Some of us here, however either didn't grow up with guns, or spent so many years away from them that they forgot they mattered or eve, in some cases, developed some kind of distaste for guns, and only later woke up to the usefulness or even necessity of firearms.

Today I'm addressing those people who haven't always "been into" guns, or who have a history of disliking, being frightened of, or simply being disinterested in them, and who at length finally decided for themselves that guns are, after all, a good idea.

And, since I brought it up, I suppose it's only fair that I relate my own story.


I was born back East, spent a few years in the Midwest and deep South, and wound up living in northern California (Sierra Nevada foothills) from the time I was eight until after I graduated from high school.

I grew up around guns, not in my own home, but in the community. Most of my friends hunted. We had lunch room arguments about whether the .30-30 was still a good deer cartridge; given that the .30-06 kicked harder -- which had to mean it had more power -- the value of a hunting cartridge being directly proportional to how much it hurt to shoot.

I owned pellet guns on and off from the time I was 12 until I left home. Dad didn't hunt, didn't own a gun, and until a couple of years before he passed (at 91), I didn't have any idea he even had any interest in them. The subject just, somehow, never came up. If I had brought it up, I would have learned that he preferred the 1941 Johnson over the Garand and M1 Carbine. I would have learned that he was familiar with, and had trained with, the 1911 pistol. Somehow, though, that conversation never happened while I was growing up, and in communities where firearms were pretty much taken for granted.

Not long after graduating, and working for a year at various things, I joined the Air Force. It was my way of dodging the draft. I had no desire to go to SE Asia; people I knew had gone and failed to come back. I got lucky and drew a UK/EU assignment. During my time in the USAF, I qualified "expert" with the AR-15 (no, they wouldn't let us shoot the actual M-16 in training). Pretty much all of us who'd had any kind of shooting background at all -- even pellet guns -- did well. I mean, how do you miss a target that size?

Four years went by pretty quickly. When it was done, I signed up for a volunteer gig and spent ten years doing that, mostly in EU.

When I returned, I had cross-trained myself into a geek career, and was more interested in finding a wife and settling down than pretty much anything else. Guns? Yeah, I knew what they were, but I had already done my bit, and guns were now somebody else's job. They held no real importance for me. Oh, sure, it would be nice to go target shooting, but I had more important things on which to spend my money.

And so, the next twenty-odd years went by, and my occasional encounters with "gun people" were limited to a couple of hunters (who invited me out, but I didn't go), a dentist who carried one for self protection (after his wife, also a dentist, was murdered one night after work), and a couple of mostly normal guys who had more enthusiasm for their guns than I felt was appropriate. I mean really, man, we have cops for that.

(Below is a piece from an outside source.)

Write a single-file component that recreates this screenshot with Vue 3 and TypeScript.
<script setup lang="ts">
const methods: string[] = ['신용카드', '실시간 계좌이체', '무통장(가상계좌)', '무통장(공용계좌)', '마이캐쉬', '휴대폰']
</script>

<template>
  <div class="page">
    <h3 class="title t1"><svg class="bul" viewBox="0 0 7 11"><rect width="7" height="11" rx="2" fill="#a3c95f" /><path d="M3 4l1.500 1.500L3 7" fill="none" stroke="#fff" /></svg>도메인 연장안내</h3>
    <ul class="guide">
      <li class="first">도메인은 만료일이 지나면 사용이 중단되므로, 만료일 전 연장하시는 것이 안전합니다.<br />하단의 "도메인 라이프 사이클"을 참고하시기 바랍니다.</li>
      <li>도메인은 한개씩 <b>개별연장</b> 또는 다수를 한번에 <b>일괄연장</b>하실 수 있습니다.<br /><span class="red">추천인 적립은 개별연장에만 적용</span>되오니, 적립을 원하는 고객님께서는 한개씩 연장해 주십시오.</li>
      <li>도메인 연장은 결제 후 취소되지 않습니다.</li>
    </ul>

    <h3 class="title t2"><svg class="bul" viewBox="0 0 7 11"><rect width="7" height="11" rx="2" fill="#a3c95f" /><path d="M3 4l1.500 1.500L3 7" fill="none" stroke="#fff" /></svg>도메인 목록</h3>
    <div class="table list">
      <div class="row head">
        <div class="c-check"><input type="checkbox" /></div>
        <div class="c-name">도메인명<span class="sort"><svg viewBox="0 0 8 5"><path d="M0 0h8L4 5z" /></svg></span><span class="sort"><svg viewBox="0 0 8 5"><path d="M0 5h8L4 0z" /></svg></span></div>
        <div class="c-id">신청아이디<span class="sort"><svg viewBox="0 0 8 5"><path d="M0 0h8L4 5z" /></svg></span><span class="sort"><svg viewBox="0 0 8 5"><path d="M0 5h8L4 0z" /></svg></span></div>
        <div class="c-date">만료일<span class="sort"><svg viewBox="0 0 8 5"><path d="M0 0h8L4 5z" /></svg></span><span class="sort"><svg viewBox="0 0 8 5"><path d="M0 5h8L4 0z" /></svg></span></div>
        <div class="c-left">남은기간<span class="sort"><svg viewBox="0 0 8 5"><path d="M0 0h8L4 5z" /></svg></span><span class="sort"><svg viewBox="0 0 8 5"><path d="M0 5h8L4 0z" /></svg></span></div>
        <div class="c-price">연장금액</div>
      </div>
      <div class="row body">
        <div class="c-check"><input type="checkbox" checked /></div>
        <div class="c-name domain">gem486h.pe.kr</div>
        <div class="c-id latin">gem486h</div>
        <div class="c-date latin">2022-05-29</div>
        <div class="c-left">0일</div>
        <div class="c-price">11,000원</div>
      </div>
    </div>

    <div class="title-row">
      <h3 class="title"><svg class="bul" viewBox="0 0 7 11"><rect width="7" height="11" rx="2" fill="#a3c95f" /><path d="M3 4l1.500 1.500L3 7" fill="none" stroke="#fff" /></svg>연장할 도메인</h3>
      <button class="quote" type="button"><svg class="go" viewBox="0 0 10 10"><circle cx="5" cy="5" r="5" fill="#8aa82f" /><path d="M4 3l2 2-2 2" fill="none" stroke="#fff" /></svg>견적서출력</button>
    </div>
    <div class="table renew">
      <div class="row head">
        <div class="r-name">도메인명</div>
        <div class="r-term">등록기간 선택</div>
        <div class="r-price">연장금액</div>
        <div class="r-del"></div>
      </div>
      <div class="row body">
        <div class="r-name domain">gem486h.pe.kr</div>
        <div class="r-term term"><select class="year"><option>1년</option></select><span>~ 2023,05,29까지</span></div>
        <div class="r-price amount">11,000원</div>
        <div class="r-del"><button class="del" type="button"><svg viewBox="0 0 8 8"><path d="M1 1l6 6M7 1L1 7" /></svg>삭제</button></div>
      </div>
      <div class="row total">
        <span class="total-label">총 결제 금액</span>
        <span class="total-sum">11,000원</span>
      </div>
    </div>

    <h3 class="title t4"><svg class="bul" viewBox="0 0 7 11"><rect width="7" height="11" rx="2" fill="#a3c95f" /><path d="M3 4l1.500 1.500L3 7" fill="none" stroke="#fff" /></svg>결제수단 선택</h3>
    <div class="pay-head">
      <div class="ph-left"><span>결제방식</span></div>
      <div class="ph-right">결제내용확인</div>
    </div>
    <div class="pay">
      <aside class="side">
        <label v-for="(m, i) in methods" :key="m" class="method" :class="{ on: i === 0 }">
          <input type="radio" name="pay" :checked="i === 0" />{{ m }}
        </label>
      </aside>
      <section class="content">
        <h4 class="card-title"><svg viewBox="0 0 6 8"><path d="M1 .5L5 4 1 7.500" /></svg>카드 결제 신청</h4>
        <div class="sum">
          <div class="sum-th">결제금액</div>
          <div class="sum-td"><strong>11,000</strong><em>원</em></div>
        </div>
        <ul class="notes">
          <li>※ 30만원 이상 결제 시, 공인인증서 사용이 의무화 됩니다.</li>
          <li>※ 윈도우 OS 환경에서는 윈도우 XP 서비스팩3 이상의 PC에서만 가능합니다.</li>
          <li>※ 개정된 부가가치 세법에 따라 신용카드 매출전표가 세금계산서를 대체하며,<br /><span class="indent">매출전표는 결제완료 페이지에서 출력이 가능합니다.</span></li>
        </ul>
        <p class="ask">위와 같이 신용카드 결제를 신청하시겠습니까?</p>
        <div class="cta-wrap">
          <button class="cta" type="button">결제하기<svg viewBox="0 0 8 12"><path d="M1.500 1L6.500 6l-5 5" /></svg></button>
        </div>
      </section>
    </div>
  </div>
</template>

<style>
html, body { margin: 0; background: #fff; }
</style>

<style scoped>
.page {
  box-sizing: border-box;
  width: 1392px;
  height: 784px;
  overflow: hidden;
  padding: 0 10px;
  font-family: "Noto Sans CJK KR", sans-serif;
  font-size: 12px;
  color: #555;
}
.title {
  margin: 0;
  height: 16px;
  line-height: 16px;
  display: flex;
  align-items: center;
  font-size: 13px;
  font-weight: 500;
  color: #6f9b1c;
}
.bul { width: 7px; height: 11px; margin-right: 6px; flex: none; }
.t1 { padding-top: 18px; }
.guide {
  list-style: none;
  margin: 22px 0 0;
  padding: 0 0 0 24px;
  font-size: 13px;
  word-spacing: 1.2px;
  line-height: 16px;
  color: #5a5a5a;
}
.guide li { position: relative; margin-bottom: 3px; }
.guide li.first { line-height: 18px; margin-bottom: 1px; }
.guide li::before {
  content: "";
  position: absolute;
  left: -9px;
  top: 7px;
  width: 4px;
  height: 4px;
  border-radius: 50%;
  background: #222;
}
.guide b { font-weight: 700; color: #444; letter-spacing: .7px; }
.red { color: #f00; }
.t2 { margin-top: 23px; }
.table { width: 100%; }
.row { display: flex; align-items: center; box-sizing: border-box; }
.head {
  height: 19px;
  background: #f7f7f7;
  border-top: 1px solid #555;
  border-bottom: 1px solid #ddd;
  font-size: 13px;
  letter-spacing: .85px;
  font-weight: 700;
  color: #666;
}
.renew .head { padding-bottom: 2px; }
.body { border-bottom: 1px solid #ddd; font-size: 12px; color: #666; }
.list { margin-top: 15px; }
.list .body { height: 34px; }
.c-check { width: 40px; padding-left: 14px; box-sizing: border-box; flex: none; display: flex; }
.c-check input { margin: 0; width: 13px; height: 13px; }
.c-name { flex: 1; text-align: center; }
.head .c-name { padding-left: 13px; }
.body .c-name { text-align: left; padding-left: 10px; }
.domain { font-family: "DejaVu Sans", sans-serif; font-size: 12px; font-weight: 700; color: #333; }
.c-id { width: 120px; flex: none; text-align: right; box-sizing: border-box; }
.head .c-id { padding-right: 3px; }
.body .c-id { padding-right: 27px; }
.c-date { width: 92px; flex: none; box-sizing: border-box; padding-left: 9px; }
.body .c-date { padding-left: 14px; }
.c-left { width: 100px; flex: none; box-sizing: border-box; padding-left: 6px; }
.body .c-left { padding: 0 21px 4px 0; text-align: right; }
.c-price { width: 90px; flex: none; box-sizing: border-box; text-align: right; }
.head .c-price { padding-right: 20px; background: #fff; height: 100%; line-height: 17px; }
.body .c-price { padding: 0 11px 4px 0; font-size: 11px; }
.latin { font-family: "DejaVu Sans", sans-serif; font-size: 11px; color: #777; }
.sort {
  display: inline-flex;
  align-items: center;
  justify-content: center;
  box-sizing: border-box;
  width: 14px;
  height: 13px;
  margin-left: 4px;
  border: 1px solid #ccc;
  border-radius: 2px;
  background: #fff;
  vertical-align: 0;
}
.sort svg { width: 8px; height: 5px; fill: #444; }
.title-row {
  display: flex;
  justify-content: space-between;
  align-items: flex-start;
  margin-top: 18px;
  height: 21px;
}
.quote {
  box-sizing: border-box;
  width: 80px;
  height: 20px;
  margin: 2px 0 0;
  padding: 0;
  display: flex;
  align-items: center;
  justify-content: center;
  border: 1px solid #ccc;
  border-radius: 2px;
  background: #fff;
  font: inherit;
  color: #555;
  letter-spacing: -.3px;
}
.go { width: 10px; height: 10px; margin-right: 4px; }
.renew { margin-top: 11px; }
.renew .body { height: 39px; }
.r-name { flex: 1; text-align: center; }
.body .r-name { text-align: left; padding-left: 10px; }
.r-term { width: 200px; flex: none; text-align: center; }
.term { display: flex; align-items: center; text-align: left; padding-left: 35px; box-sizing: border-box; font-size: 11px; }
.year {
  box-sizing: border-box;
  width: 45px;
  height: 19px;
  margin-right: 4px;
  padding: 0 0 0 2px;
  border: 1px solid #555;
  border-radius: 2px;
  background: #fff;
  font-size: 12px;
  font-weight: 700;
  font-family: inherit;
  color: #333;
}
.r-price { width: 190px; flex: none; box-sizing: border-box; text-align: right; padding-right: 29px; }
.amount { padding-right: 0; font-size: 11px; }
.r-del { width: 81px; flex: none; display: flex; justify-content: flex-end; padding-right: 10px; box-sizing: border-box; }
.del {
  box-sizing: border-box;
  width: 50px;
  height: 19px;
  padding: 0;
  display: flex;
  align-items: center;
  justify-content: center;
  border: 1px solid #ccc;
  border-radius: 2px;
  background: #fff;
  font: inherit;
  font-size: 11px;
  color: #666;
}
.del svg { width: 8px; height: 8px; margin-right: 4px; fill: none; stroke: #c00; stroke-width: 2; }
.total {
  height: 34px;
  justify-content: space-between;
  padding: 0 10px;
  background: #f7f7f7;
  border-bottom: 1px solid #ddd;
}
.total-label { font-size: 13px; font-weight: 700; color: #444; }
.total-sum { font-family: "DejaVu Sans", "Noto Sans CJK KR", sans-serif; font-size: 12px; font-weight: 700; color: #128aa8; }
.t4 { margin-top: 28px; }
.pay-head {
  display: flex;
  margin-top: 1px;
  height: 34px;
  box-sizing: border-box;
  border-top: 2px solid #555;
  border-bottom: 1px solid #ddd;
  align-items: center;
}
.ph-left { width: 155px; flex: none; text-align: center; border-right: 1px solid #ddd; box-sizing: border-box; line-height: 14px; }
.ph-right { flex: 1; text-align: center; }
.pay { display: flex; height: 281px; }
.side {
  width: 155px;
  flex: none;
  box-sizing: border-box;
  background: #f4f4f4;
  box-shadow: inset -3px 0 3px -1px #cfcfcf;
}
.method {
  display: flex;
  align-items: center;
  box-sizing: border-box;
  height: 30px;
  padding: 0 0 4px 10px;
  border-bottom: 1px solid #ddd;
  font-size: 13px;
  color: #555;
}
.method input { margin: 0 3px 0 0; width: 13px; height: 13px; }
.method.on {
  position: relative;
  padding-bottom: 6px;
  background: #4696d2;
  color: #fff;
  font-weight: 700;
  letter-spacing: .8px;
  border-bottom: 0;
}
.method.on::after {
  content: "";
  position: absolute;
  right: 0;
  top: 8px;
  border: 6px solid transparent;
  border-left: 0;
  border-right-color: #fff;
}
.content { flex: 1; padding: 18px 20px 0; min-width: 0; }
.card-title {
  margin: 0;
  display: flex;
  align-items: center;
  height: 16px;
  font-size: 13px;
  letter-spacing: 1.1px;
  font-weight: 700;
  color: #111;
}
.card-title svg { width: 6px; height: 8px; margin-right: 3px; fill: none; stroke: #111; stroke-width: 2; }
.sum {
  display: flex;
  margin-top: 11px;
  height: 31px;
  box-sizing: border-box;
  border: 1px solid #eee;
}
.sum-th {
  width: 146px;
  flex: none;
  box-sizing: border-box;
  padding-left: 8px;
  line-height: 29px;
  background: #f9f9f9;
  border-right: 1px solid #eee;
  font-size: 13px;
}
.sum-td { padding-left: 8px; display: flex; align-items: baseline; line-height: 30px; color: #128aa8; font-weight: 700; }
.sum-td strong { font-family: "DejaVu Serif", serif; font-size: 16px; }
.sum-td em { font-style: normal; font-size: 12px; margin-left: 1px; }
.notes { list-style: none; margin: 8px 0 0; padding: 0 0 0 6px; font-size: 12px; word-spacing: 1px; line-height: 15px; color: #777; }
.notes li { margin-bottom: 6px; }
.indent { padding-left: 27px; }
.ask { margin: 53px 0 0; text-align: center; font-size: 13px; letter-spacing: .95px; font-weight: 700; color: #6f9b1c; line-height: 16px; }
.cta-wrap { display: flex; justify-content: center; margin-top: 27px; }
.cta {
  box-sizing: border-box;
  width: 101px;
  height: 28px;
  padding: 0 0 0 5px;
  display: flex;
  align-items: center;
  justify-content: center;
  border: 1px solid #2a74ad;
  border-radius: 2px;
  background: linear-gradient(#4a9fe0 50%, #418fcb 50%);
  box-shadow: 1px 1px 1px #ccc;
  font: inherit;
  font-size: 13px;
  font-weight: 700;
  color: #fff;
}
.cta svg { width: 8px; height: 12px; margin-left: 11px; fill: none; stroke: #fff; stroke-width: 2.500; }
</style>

I was fifty-three years old when we finally moved our family into an area similar to the one in which I grew up -- Sierra foothills again, only on the other side of the mountain. Once again I found myself in an "outdoorsy" community, where guns were commonplace, hunting was routine, and shooting sports were well supported.

My wife bought me a Ruger 10/22 carbine for Father's Day the next year, and I started to learn to shoot again. I didn't have a lot of free time, and certainly not a lot of free cash -- ammo don't grow on trees, y'know -- but I got out now and then to practice.

And then came the eye opener.

A large "spontaneous" march, hundreds of angry "youths" bearing a huge national flag -- not ours -- chanting slogans in a language I don't speak, right past our front door. And the police? Elsewhere. And, I was to later learn, actually instructed to be elsewhere.

All the little hairs on my neck and arms stood and saluted. Visions of 1992 in LA. Korean shopkeepers defending what little they had with whatever they kept in the back room or under their counters. And the police? Elsewhere. Instructed to be elsewhere. Those guys were on their own.

I was on my own. And I was totally not equipped to deal with anything like that or, as it happened, with any of the other things that "happen" to people.

Over the next few months I did a whole lot of research. I found, as so many have, the on-line gun communities. There was a place called The Firing Line, and that led me to LawDog (which see), and to Kathy Jackson (pax), and so to The High Road. I stayed up reading until the early hours. I absorbed history, as it had never been taught to me in school. I actually took the time to familiarize myself with the Constitution and BoR . . . how had I missed all that in school?

It was like I'd been in some kind of black-out zone for decades. What the hell? How do they not teach people that the defense of their persons and families is their own job? How do they not teach people that the police do NOT have a duty to protect them? I mean, hey, "protect and serve," right? It's printed on every cop car out there, and yet it turns out that's not actually a contract? Holy crap.

And then came the histories of disarmed nations and the insane levels of carnage that ensued therefrom. And then came the statistics. Oh, my, everybody with an agenda seemed to have a stack of stats supporting their argument. So I had to dig through those to figure out who was lying.

Hell, I'd always taken Brady at face value. What? They lied? OMG!

And then I learned about people like Suzanna Gratia-Hupp, learned about gun-free zones, learned about Chicago, New York, and DC. I became acquainted with the techniques used by politicians to stampede populations into accepting gun bans. England. Australia. Australia?? Holy crap. And years later it turns out that the destruction of all those guns was worse than pointless, and tens of thousands of people who now regret ever allowing it to happen can't get it reversed. Canada, and the hugely expensive and utterly ineffective gun registry they implemented there.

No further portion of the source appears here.